We were starting to build a log stock whenever the budget allowed, and slowly we squeezed the boundaries of our small yard, which quite rightly, started causing issues with our landlord. It didn’t take a lot of thinking to realise that we needed our own place with room to expand, and so the search for a woodland began.
The reason for acquiring a woodland rather than a building plot or an industrial unit was based on two things. Firstly, one got better value for money per m2, and we needed a lot of storage space. Secondly, a rural setting suited this type of business. Initially we searched online using companies who specialized in woodland sales and found a few within a fifteen mile radius of our home. These ranged from five to thirty acres. A couple of woodlands were potentially suitable and we looked into these more closely, only to find that they carried legal caveats which precluded any chance of building a workshop in them. Watch out for this if you start trying to acquire a woodland, it seems to be quite common.
Exasperated by the legal constraints we had encountered, we turned our attention to woods on our doorstep. Obviously none of these were on the open market, so we set about finding out who owned them. The closest to our home was owned by a former local laird who now lived on the Isle of Man. Initially he showed some interest in selling, however the process dragged on for a year as he rarely replied to our lawyer’s letters and it finally fell through when he transferred his estate to his son, who immediately tripled the price! The second local woodland turned out to be owned by a South African and we never received a reply to our offer letter.
By this time we had noticed a small oak woodland on our way to work, a mile outside the village and 400 metres from the road. One weekend we decided to take a walk and have a closer look, and found to our delight a beautiful 16 acre ancient oak woodland on a sloping site with 2 small natural spring burns running through it; and with an acre field at its base. This time it was owned by a local farmer and we arranged a face to face meeting and put forward our case to purchase it.
The heads of the farming family visited our workshop a couple of months later, apparently checking out the credibility of our story! Additional enquiries were made locally as to our characters and our suitability to be sold the land. Sometime later we received a call from the family to tell us that they would be happy to sell us the ground and to make them an offer. After a little negotiation we finally agreed on £20,000 plus all legal fees, and responsibility for all fencing.

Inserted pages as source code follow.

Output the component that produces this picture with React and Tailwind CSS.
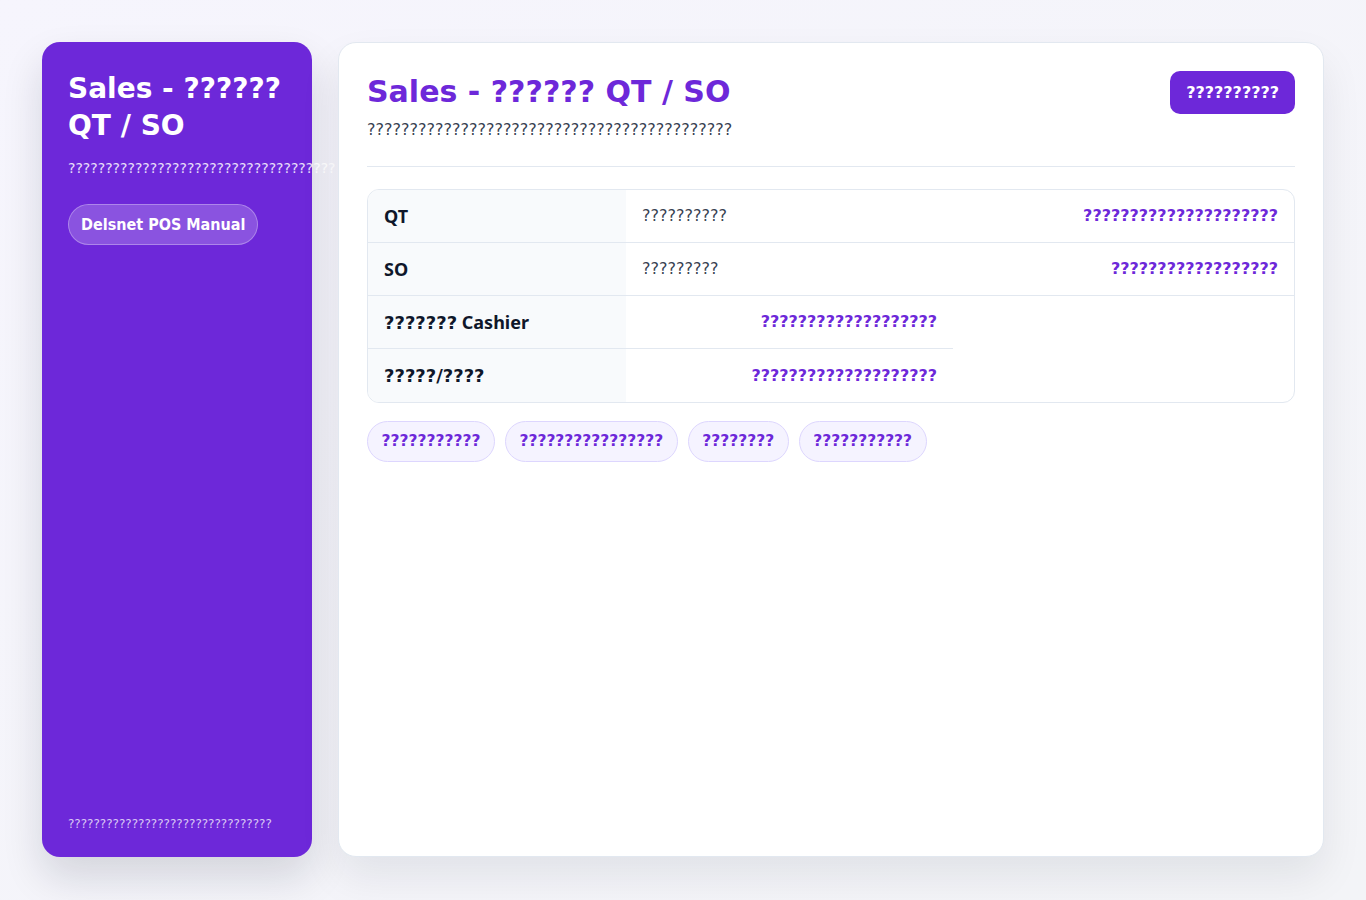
import React from "react"

const q = (n) => "?".repeat(n)

const rows = [
  { label: "QT", desc: q(10), value: q(21) },
  { label: "SO", desc: q(9), value: q(18) },
]

const rowsShort = [
  { label: <span><span className="font-['DejaVu_Sans',sans-serif]">{q(7)}</span> Cashier</span>, value: q(19) },
  { label: <span className="font-['DejaVu_Sans',sans-serif]">{q(5) + "/" + q(4)}</span>, value: q(20) },
]

const chips = [q(11), q(16), q(8), q(11)]

export default function App() {
  return (
    <div className="min-h-screen bg-gradient-to-br from-[#f6f5fd] to-[#f3f4f7] p-[42px] font-['DejaVu_Sans',sans-serif]">
      <div className="flex gap-[26px] h-[815px]">
        {/* sidebar */}
        <aside className="w-[270px] shrink-0 rounded-[18px] bg-[#6d28d9] px-[26px] pt-[28px] pb-[24px] text-white flex flex-col shadow-[0_20px_40px_rgba(17,24,39,0.14)]">
          <h1 className="text-[28px] leading-[37px] font-bold">Sales - {q(6)} QT / SO</h1>
          <p className="mt-[14px] text-[14px] leading-5 text-white/85 whitespace-nowrap">{q(36)}</p>
          <div className="mt-[26px]">
            <button className="h-[41px] px-[12px] rounded-full bg-white/20 border border-white/30 text-[16px] font-bold font-['DejaVu_Sans_Condensed','DejaVu_Sans',sans-serif]">
              Delsnet POS Manual
            </button>
          </div>
          <p className="mt-auto text-[12px] text-white/75 whitespace-nowrap">{q(32)}</p>
        </aside>

        {/* main card */}
        <main className="flex-1 rounded-[18px] bg-white border border-[#e2e8f0] px-[28px] pt-[28px] shadow-[0_20px_40px_rgba(17,24,39,0.08)]">
          <div className="flex items-start justify-between">
            <div>
              <h2 className="text-[30px] leading-[40px] font-bold text-[#6d28d9] mt-[1px]">Sales - {q(6)} QT / SO</h2>
              <p className="mt-[6px] text-[16px] leading-6 text-[#374151]">{q(43)}</p>
            </div>
            <button className="h-[43px] px-[16px] rounded-[10px] bg-[#6d28d9] text-white text-[16px] font-bold">
              {q(10)}
            </button>
          </div>

          <div className="mt-[24px] border-t border-[#e2e8f0]" />

          <div className="mt-[22px] rounded-[12px] border border-[#e2e8f0] overflow-hidden">
            {rows.map((r) => (
              <div key={r.label} className="grid grid-cols-[258px_327px_1fr] h-[53px] border-b border-[#e2e8f0]">
                <div className="bg-[#f8fafc] px-[16px] flex items-center font-['Noto_Sans',sans-serif] font-bold text-[18px] text-[#0f172a]">{r.label}</div>
                <div className="px-[16px] flex items-center text-[16px] text-[#374151]">{r.desc}</div>
                <div className="px-[16px] flex items-center justify-end text-[16px] font-bold text-[#6d28d9]">{r.value}</div>
              </div>
            ))}
            {rowsShort.map((r, i) => (
              <div key={i} className="grid grid-cols-[258px_327px_1fr] h-[53px]">
                <div className={`bg-[#f8fafc] px-[16px] flex items-center font-['Noto_Sans',sans-serif] font-bold text-[18px] text-[#0f172a] ${i === 0 ? "border-b border-[#e2e8f0]" : ""}`}>{r.label}</div>
                <div className={`px-[16px] flex items-center justify-end text-[16px] font-bold text-[#6d28d9] ${i === 0 ? "border-b border-[#e2e8f0]" : ""}`}>{r.value}</div>
                <div />
              </div>
            ))}
          </div>

          <div className="mt-[18px] flex gap-[10px]">
            {chips.map((c, i) => (
              <span key={i} className="h-[41px] px-[13.5px] flex items-center rounded-full bg-[#f5f3ff] border border-[#ddd6fe] text-[#6d28d9] text-[15.5px] font-bold">
                {c}
              </span>
            ))}
          </div>
        </main>
      </div>
    </div>
  )
}
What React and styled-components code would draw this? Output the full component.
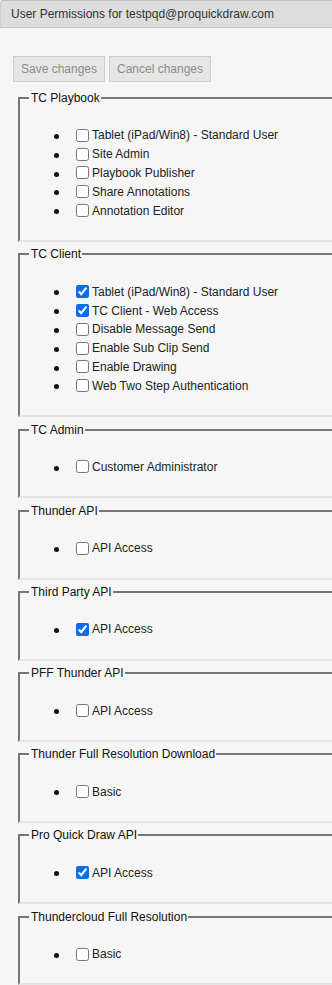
import React from 'react'
import styled, { createGlobalStyle } from 'styled-components'

const GlobalStyle = createGlobalStyle`
  html, body {
    margin: 0;
    padding: 0;
    background: #f6f6f6;
    overflow: hidden;
  }
  body {
    font-family: Tahoma, "Liberation Sans", Arial, sans-serif;
    font-size: 12px;
    color: #222;
  }
`

const Dialog = styled.div`
  width: 360px;
  background: #f6f6f6;
`

const TitleBar = styled.div`
  height: 26px;
  line-height: 26px;
  padding: 0 10px;
  background: #dddddd;
  border-top: 1px solid #bdbdbd;
  border-left: 1px solid #cfcfcf;
  border-bottom: 1px solid #c4c4c4;
  border-top-left-radius: 3px;
  color: #333;
  font-size: 12px;
`

const Body = styled.div`
  padding: 28px 0 0 13px;
`

const Toolbar = styled.div`
  display: flex;
  gap: 4px;
  margin-bottom: 9px;
`

const Button = styled.button`
  width: ${({ w }) => w}px;
  height: 26px;
  padding: 0;
  font-family: inherit;
  font-size: 12px;
  color: #8c8c8c;
  background: #e6e6e6;
  border: 1px solid #cccccc;
  border-radius: 0;
`

const Group = styled.fieldset`
  margin: 0 0 5.4px 5px;
  padding: 0 9px 20px;
  border-color: #767676 #e4e4e4 #e4e4e4 #767676;
  border-style: solid;
  border-width: 2px;
  box-shadow: inset 1px 1px 0 #f6f6f6;
`

const Legend = styled.legend`
  padding: 0 1px 0 2px;
  color: #111;
  font-size: 12px;
  line-height: 14px;
`

const List = styled.ul`
  margin: 21px 0 0;
  padding-left: 43px;
`

const Item = styled.li`
  display: flex;
  align-items: center;
  height: 18.8px;
  list-style: none;
  position: relative;

  &::before {
    content: '';
    position: absolute;
    left: -18px;
    top: 8px;
    width: 5px;
    height: 5px;
    border-radius: 50%;
    background: #111;
  }
`

const Check = styled.input.attrs({ type: 'checkbox' })`
  width: 13px;
  height: 13px;
  margin: 0 3px 0 4px;
  accent-color: #0b6ee8;
`

const groups = [
  {
    title: 'TC Playbook',
    items: [
      ['Tablet (iPad/Win8) - Standard User', false],
      ['Site Admin', false],
      ['Playbook Publisher', false],
      ['Share Annotations', false],
      ['Annotation Editor', false]
    ]
  },
  {
    title: 'TC Client',
    items: [
      ['Tablet (iPad/Win8) - Standard User', true],
      ['TC Client - Web Access', true],
      ['Disable Message Send', false],
      ['Enable Sub Clip Send', false],
      ['Enable Drawing', false],
      ['Web Two Step Authentication', false]
    ]
  },
  { title: 'TC Admin', items: [['Customer Administrator', false]] },
  { title: 'Thunder API', items: [['API Access', false]] },
  { title: 'Third Party API', items: [['API Access', true]] },
  { title: 'PFF Thunder API', items: [['API Access', false]] },
  { title: 'Thunder Full Resolution Download', items: [['Basic', false]] },
  { title: 'Pro Quick Draw API', items: [['API Access', true]] },
  { title: 'Thundercloud Full Resolution', items: [['Basic', false]] }
]

export default function App () {
  return (
    <>
      <GlobalStyle />
      <Dialog>
        <TitleBar>User Permissions for testpqd@proquickdraw.com</TitleBar>
        <Body>
          <Toolbar>
            <Button disabled w={92}>Save changes</Button>
            <Button disabled w={102}>Cancel changes</Button>
          </Toolbar>
          {groups.map(g => (
            <Group key={g.title}>
              <Legend>{g.title}</Legend>
              <List>
                {g.items.map(([label, on]) => (
                  <Item key={label}>
                    <Check defaultChecked={on} />
                    {label}
                  </Item>
                ))}
              </List>
            </Group>
          ))}
        </Body>
      </Dialog>
    </>
  )
}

In September 2008 we finally became the proud owners of a 16 acre ancient oak woodland, which we have renamed Darach Mor (big oak).
The lesson from this is that attempting to buy locally from neighbouring landowners can be a good option, but that depends on having a good case for owning a wood – and in our case it helped that we were known locally, and we had a wood-using business.

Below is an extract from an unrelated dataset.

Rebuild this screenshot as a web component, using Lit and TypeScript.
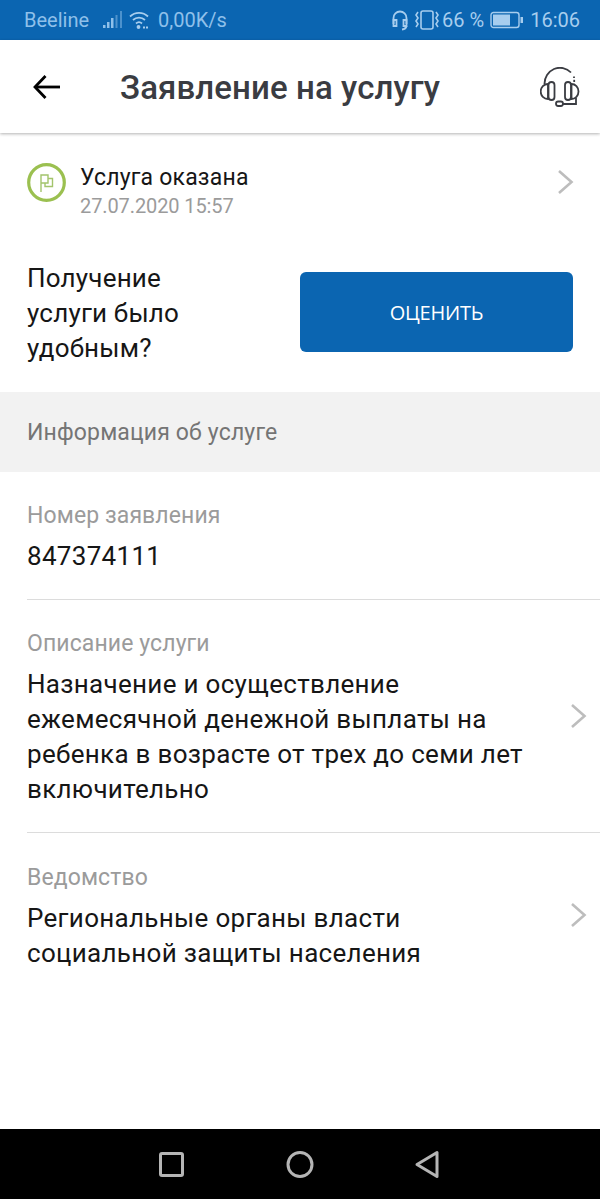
import { LitElement, html, css, svg } from 'lit';
import { customElement } from 'lit/decorators.js';

const chevron = () => html`
  <svg class="chevron" width="17" height="26" viewBox="0 0 17 26" fill="none">
    <path d="M2 2 L14.5 13 L2 24" stroke="#bdbdbd" stroke-width="2.6" />
  </svg>
`;

const headset = svg`
  <g stroke="#3a3c42" stroke-width="1.8" fill="none">
    <path d="M4.5 17 A15.5 16 0 0 1 31 5.5" />
    <path d="M34 9.5 V11" />
    <path d="M34.2 12.8 V15" />
    <path d="M8 17 A7.3 7.5 0 0 0 8 32 Z" />
    <rect x="8.5" y="15" width="6" height="18" rx="3" />
    <rect x="25" y="15" width="6" height="18" rx="3" />
    <path d="M31.5 17 A7 7.5 0 0 1 31.5 32 Z" />
    <path d="M36 31 V37 H23" />
    <rect x="16" y="34.5" width="7" height="4.5" rx="2.2" />
  </g>
`;

@customElement('app-root')
export class AppRoot extends LitElement {
  static styles = css`
    :host {
      display: flex;
      flex-direction: column;
      width: 600px;
      height: 1199px;
      overflow: hidden;
      background: #fff;
      font-family: Roboto, 'Liberation Sans', sans-serif;
      color: #161616;
    }
    .status {
      height: 40px;
      background: #0b65b1;
      color: #8fc0ea;
      font-size: 20px;
      display: flex;
      align-items: center;
      padding: 0 20px 0 24px;
      flex: none;
    }
    .status .carrier {
      margin-right: 13px;
    }
    .status .speed {
      margin-left: 9px;
    }
    .status .right {
      margin-left: auto;
      display: flex;
      align-items: center;
      color: #a7cdee;
    }
    .status .pct {
      margin: 0 6px 0 1px;
    }
    .status .time {
      margin-left: 6px;
    }
    .status svg {
      display: block;
    }
    .appbar {
      height: 93px;
      flex: none;
      display: flex;
      align-items: center;
      padding: 0 20px 0 32px;
      box-shadow: 0 1px 3px rgba(0, 0, 0, 0.3);
      position: relative;
      box-sizing: border-box;
    }
    .appbar h1 {
      margin: 2px 0 0 60px;
      font-size: 33px;
      font-weight: 500;
      color: #3a3c42;
      flex: 1;
      letter-spacing: 0.1px;
    }
    .appbar svg {
      display: block;
      flex: none;
    }
    .state {
      display: flex;
      align-items: flex-start;
      padding: 30px 26px 0 27px;
    }
    .state .ring {
      width: 39px;
      height: 39px;
      margin-right: 14px;
      flex: none;
      display: block;
    }
    .state .chevron {
      margin-top: 6px;
    }
    .state .texts {
      flex: 1;
    }
    .state .title {
      font-size: 23px;
      line-height: 28px;
      margin-top: 1px;
      letter-spacing: 0.2px;
    }
    .state .date {
      font-size: 20px;
      line-height: 28px;
      color: #9b9b9b;
      letter-spacing: -0.1px;
    }
    .rate {
      display: flex;
      align-items: center;
      justify-content: space-between;
      padding: 41px 27px 26px;
    }
    .rate p {
      margin: 0;
      font-size: 26px;
      line-height: 35px;
      letter-spacing: 0.2px;
    }
    .rate button {
      width: 273px;
      height: 80px;
      margin-bottom: 3px;
      border: none;
      border-radius: 6px;
      background: #0b65b1;
      color: #fff;
      font-family: 'Open Sans', sans-serif;
      font-size: 20px;
      letter-spacing: -0.2px;
      padding: 0;
    }
    .section {
      height: 80px;
      flex: none;
      background: #f2f2f2;
      display: flex;
      align-items: center;
      padding: 0 27px;
      font-size: 23px;
      color: #757575;
      letter-spacing: 0.15px;
    }
    .row {
      margin-left: 27px;
      padding: 30px 13px 25px 0;
      border-bottom: 1px solid #dcdcdc;
      display: flex;
      align-items: center;
    }
    .row.last {
      padding-top: 31px;
      border-bottom: none;
    }
    .row .body {
      flex: 1;
    }
    .row .chevron {
      margin-bottom: 5px;
    }
    .row .label {
      font-size: 23px;
      line-height: 28px;
      color: #9b9b9b;
      margin-bottom: 9px;
      letter-spacing: 0.1px;
    }
    .row .value {
      font-size: 26px;
      line-height: 35px;
      letter-spacing: 0.3px;
    }
    .spacer {
      flex: 1;
    }
    .nav {
      height: 70px;
      flex: none;
      background: #000;
      display: flex;
      align-items: center;
      justify-content: center;
    }
    .chevron {
      flex: none;
      display: block;
    }
  `;

  render() {
    return html`
      <div class="status">
        <span class="carrier">Beeline</span>
        <svg width="21" height="20" viewBox="0 0 21 20" fill="#8fc0ea">
          <rect x="1" y="15" width="2.5" height="3" />
          <rect x="5" y="12" width="2.5" height="6" />
          <rect x="9" y="8" width="2.5" height="10" />
          <rect x="13.5" y="5" width="2" height="13" opacity="0.5" />
          <rect x="18" y="1" width="2" height="17" opacity="0.5" />
        </svg>
        <svg width="20" height="20" viewBox="0 0 20 20" fill="none" stroke="#a7cdee" stroke-width="1.8" style="margin-left:6px">
          <path d="M1 6.5 A13 13 0 0 1 19 6.5" />
          <path d="M4 10 A9 9 0 0 1 16 10" />
          <path d="M7 13.5 A4.5 4.5 0 0 1 13 13.5" />
          <circle cx="9.5" cy="17" r="1" fill="#a7cdee" />
          <path d="M14 17.5 H19" stroke-dasharray="2 1" />
        </svg>
        <span class="speed">0,00K/s</span>
        <div class="right">
          <svg width="16" height="22" viewBox="0 0 16 22" fill="none" stroke="#a7cdee" stroke-width="1.8">
            <path d="M1.5 15 V9 A6.5 6.5 0 0 1 14.5 9 V15" />
            <path d="M1.5 11 H4.5 V17 H1.5 Z" />
            <path d="M11.5 11 H14.5 V17 H11.5 Z" />
            <path d="M14.5 17 Q14 20 10 20.5" />
          </svg>
          <svg width="27" height="22" viewBox="0 0 27 22" fill="none" stroke="#a7cdee" stroke-width="1.6" style="margin-left:6px">
            <rect x="7" y="2" width="12" height="18" rx="2" />
            <path d="M4 3 L2 6 L4 9 L2 12 L4 15 L2 18" />
            <path d="M22 3 L24 6 L22 9 L24 12 L22 15 L24 18" />
          </svg>
          <span class="pct">66 %</span>
          <svg width="34" height="18" viewBox="0 0 34 18">
            <rect x="1" y="1.5" width="28" height="15" rx="2.5" fill="none" stroke="#a7cdee" stroke-width="1.4" />
            <rect x="3" y="3.5" width="17" height="11" fill="#a7cdee" />
            <rect x="30.5" y="6" width="2.5" height="6" fill="#a7cdee" />
          </svg>
          <span class="time">16:06</span>
        </div>
      </div>

      <div class="appbar">
        <svg width="28" height="26" viewBox="0 0 28 26" fill="none" stroke="#000" stroke-width="2.8">
          <path d="M28 13 H3" />
          <path d="M13.5 2 L3 13 L13.5 24" />
        </svg>
        <h1>Заявление на услугу</h1>
        <svg width="40" height="40" viewBox="0 0 40 40">${headset}</svg>
      </div>

      <div class="state">
        <svg class="ring" viewBox="0 0 39 39" fill="none">
          <circle cx="19.5" cy="19.5" r="17.8" stroke="#9bc050" stroke-width="3.2" />
          <path d="M14 29 V12 H21 V20 H14 M21 15.5 H25.5 V23.5 H18 V20" stroke="#a3c46c" stroke-width="1.4" />
        </svg>
        <div class="texts">
          <div class="title">Услуга оказана</div>
          <div class="date">27.07.2020 15:57</div>
        </div>
        ${chevron()}
      </div>

      <div class="rate">
        <p>Получение<br />услуги было<br />удобным?</p>
        <button>ОЦЕНИТЬ</button>
      </div>

      <div class="section">Информация об услуге</div>

      <div class="row">
        <div class="body">
          <div class="label">Номер заявления</div>
          <div class="value">847374111</div>
        </div>
      </div>
      <div class="row">
        <div class="body">
          <div class="label">Описание услуги</div>
          <div class="value">Назначение и осуществление<br />ежемесячной денежной выплаты на<br />ребенка в возрасте от трех до семи лет<br />включительно</div>
        </div>
        ${chevron()}
      </div>
      <div class="row last">
        <div class="body">
          <div class="label">Ведомство</div>
          <div class="value">Региональные органы власти<br />социальной защиты населения</div>
        </div>
        ${chevron()}
      </div>

      <div class="spacer"></div>
      <div class="nav">
        <svg width="282" height="36" viewBox="0 0 282 36" fill="none" stroke="#b5b5b5" stroke-width="3" stroke-linejoin="round">
          <rect x="1.5" y="7.5" width="22" height="22" rx="1.5" />
          <circle cx="141" cy="18.5" r="12" />
          <path d="M258 18.5 L278 6.5 V30.5 Z" />
        </svg>
      </div>
    `;
  }
}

This was of course only the beginning, as we now had to get planning permission for roads and buildings on a green field site and of course find the money to fund it all. As a qualified Civil Engineer prior to becoming a furniture maker, I was able to prepare all the drawings for the access road, yard and workshop for the planning application. This went through with surprising ease and we had permission within a few months. It would however be four years before we could finally move out of the rented workshop in Ruskie to our new yard.
We still however have a long way to go as we don’t have any services as yet. Our power comes from a 33 KVA 3 phase diesel generator, which works out at around £10 day to run. Living only a mile away from the workshop has however saved us over £2,000 year in diesel, which more than compensates for the cost of the generator. Sewage and water will, all going well, be installed imminently. The cost of the loan to purchase the land, build the access road and set up the temporary workshop, is also less than we were paying in rent, so all things considered it was the right decision.
The Dovetail Scotland workshop
Since moving the business to Darach Mor we have managed to purchase another 24 acres around our existing woodland from the same farmers. We have applied for grant to fund the costs of deer fencing 35 acres (including the existing oak woodland) and planting approximately 24,000 productive broadleaf trees. It is said that a nation becomes great when old men plant trees whose shade they know they shall never sit in!
Our story shows that acquiring a woodland can be done even on a furniture maker’s budget. The recipe is in essence simple. It starts with determination (and a small helping of courage!); add stamina, some good friends, a strong supportive family and hard work and you are well on your way. Local landowners can be persuaded to sell a wood if you can present good case. We are looking forward to the next stage of our journey as we try to get permission for a house and watch the new woodland grow and take shape. Your future is limited only by your imagination, so imagine big and make it happen!